Leigh Ann Evans is the Web Systems Specialist for The Nature Conservancy.
By Leigh Ann Evans
We all know these words well: Reduce. Reuse. Recycle. But my favorite part of that is “reduce.” If you reduce consumption of a product, then from the get-go you reduce its impact in two places: production and disposal.
Take, for example, plastic bags. As a step in the reduction direction, my family has zeroed in on our use of plastic bags. We try never to use them — especially the shopping and produce variety. It is a simple step we take to help our planet — not to mention how nice it was to rid ourselves of the smooshed-up ball of plastic bags we weren’t reusing!
There are some pretty compelling reasons to stop using plastic bags:
- Less than 1 percent of plastic bags are recycled in the U.S. each year.
- During the 2009 International Coastal Cleanup, plastic bags were the second most common item collected, making up 11% of all the garbage collected.
- Each year, approximately 100,000 sea turtles and other marine animals are harmed or killed by plastic in our oceans.

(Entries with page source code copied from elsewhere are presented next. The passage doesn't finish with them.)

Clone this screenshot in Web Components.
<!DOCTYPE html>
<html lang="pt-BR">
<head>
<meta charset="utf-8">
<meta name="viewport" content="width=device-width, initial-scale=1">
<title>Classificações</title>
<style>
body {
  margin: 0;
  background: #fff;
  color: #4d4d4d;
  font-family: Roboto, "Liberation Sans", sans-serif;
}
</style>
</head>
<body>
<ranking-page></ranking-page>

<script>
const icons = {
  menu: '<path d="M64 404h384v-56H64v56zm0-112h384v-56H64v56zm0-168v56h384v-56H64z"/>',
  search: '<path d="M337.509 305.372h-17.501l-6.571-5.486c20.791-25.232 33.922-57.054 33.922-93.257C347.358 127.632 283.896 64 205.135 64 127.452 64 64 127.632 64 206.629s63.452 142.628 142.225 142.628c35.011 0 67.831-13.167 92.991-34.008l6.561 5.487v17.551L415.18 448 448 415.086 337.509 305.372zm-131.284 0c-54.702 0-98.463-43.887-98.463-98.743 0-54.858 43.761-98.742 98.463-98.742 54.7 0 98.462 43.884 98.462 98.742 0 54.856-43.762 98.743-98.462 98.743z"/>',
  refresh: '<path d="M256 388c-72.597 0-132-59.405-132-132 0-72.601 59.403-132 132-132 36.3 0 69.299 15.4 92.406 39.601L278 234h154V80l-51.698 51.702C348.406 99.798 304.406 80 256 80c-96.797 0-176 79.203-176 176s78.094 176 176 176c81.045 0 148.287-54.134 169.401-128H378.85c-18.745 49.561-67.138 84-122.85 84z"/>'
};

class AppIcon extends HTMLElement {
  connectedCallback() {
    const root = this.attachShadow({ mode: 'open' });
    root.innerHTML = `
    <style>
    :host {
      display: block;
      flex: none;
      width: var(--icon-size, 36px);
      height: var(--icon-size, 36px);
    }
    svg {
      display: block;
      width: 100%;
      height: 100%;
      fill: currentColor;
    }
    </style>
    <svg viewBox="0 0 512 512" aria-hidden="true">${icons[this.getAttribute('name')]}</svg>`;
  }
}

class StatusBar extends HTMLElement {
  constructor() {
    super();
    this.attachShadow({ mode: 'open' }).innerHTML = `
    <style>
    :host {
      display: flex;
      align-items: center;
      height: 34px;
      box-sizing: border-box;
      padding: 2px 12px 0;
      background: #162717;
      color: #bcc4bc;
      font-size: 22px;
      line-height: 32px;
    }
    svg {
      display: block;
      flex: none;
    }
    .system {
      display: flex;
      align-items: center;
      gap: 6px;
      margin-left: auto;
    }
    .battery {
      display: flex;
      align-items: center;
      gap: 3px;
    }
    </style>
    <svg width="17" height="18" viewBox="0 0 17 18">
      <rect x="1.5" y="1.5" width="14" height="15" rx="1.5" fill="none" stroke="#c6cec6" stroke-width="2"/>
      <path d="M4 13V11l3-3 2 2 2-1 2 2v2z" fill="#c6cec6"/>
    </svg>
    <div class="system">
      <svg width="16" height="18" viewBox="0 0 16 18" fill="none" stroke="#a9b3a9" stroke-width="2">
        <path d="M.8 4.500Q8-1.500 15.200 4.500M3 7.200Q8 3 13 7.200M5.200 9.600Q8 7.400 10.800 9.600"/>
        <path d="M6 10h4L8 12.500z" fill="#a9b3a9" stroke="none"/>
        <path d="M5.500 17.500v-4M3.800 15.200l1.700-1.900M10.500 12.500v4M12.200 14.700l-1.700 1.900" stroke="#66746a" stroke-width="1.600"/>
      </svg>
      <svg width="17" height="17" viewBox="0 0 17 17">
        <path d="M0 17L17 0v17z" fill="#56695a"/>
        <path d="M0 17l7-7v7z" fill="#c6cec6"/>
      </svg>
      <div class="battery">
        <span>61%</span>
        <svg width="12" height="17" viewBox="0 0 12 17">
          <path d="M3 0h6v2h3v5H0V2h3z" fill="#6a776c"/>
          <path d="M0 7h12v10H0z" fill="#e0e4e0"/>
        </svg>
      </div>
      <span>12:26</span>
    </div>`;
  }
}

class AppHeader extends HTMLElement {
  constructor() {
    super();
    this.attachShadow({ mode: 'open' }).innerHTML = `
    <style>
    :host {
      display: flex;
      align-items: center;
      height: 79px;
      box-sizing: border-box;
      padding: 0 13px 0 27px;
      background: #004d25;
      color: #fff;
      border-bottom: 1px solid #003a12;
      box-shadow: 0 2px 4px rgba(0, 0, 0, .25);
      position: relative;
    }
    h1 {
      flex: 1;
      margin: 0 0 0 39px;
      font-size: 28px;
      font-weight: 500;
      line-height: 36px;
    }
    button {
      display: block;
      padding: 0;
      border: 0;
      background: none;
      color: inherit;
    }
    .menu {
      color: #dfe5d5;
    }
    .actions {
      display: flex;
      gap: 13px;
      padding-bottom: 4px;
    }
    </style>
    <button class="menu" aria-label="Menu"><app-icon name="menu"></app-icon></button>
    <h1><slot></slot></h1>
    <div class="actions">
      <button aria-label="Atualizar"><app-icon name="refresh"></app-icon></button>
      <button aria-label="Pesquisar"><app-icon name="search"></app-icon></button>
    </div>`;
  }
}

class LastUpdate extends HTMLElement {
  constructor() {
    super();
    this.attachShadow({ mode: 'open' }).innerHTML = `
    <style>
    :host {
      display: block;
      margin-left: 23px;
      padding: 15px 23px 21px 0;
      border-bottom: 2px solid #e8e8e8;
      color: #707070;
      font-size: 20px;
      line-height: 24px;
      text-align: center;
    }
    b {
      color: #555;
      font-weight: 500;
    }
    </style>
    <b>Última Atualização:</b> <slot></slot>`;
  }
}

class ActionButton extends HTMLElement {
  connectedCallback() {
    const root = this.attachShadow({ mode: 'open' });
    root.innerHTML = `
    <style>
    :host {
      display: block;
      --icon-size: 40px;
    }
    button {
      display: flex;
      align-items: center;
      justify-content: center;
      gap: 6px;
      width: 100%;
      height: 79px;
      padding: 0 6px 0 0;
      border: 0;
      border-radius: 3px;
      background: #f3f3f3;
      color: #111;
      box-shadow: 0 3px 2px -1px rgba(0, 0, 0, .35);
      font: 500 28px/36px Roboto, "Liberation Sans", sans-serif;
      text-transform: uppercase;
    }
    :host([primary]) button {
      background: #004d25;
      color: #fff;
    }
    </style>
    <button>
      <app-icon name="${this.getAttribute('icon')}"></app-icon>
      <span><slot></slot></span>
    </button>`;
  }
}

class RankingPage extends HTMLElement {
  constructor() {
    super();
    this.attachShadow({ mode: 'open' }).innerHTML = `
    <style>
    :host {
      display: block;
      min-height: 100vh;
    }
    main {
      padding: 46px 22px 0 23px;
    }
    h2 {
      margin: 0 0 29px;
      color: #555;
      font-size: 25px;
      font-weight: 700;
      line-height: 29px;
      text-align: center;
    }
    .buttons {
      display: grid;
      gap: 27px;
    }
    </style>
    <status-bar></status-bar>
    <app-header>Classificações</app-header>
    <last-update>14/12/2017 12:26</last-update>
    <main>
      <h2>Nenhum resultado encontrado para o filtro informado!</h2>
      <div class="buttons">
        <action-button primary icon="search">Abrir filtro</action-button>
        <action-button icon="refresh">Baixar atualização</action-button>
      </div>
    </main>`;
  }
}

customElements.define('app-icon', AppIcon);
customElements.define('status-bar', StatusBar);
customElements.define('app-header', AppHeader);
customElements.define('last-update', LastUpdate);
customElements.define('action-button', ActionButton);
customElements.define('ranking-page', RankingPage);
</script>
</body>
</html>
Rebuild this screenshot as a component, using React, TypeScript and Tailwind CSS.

- I won’t go into detail about the Great Pacific Garbage Patch and the newer Atlantic Garbage Patch, but you can read more about them. Scary stuff!
Just Do It
So how do we do it? I invested in canvas bags and they have lasted for years. You can also get really inexpensive reusable shopping bags almost anywhere these days. While not as sturdy as the canvas bags, the ones I have purchased have lasted for several years so far.
I also bought reusable mesh bags for when I shop for produce, although I’ve started to realize that I often don’t even need those! I really don’t need to keep my apples separate from my oranges until I get home and put them in the fruit bowl.
If I do need to keep things airtight, I do sometimes purchase heavier plastic storage bags, but I reuse them for years until they fall apart. You also can reuse the bags that sliced bread comes in for produce!
Shop ‘Til You Drop
When I go to the mall, I bring my own bag in which I carry all of my purchases. If I forget to bring one with me, I get a bag with my first purchase and put everything else I can fit into that first bag. (OK, I don’t really like to go to the mall, but my teenage girls do — and I’m managing to teach them this habit!)
Old Habits Die Hard
Even after all of my work on reducing our use of plastic bags, I still manage to end up places without my reusable bags. But I have realized that most of the time I don’t need a bag at all! When the cashier asks, “Paper or Plastic?” I reply, “Neither!” and I carry my few loose items. How many times have you bought one or two items that get put into a shopping bag you didn’t really need? It’s such a habit, we don’t even think about it. But we should.
I’m not perfect. I do still end up with single-use bags in my house, and we still use plastic garbage bags. But we try to limit our garbage by composting and recycling.
The opinions expressed in this article are the author's and do not represent those of The Nature Conservancy.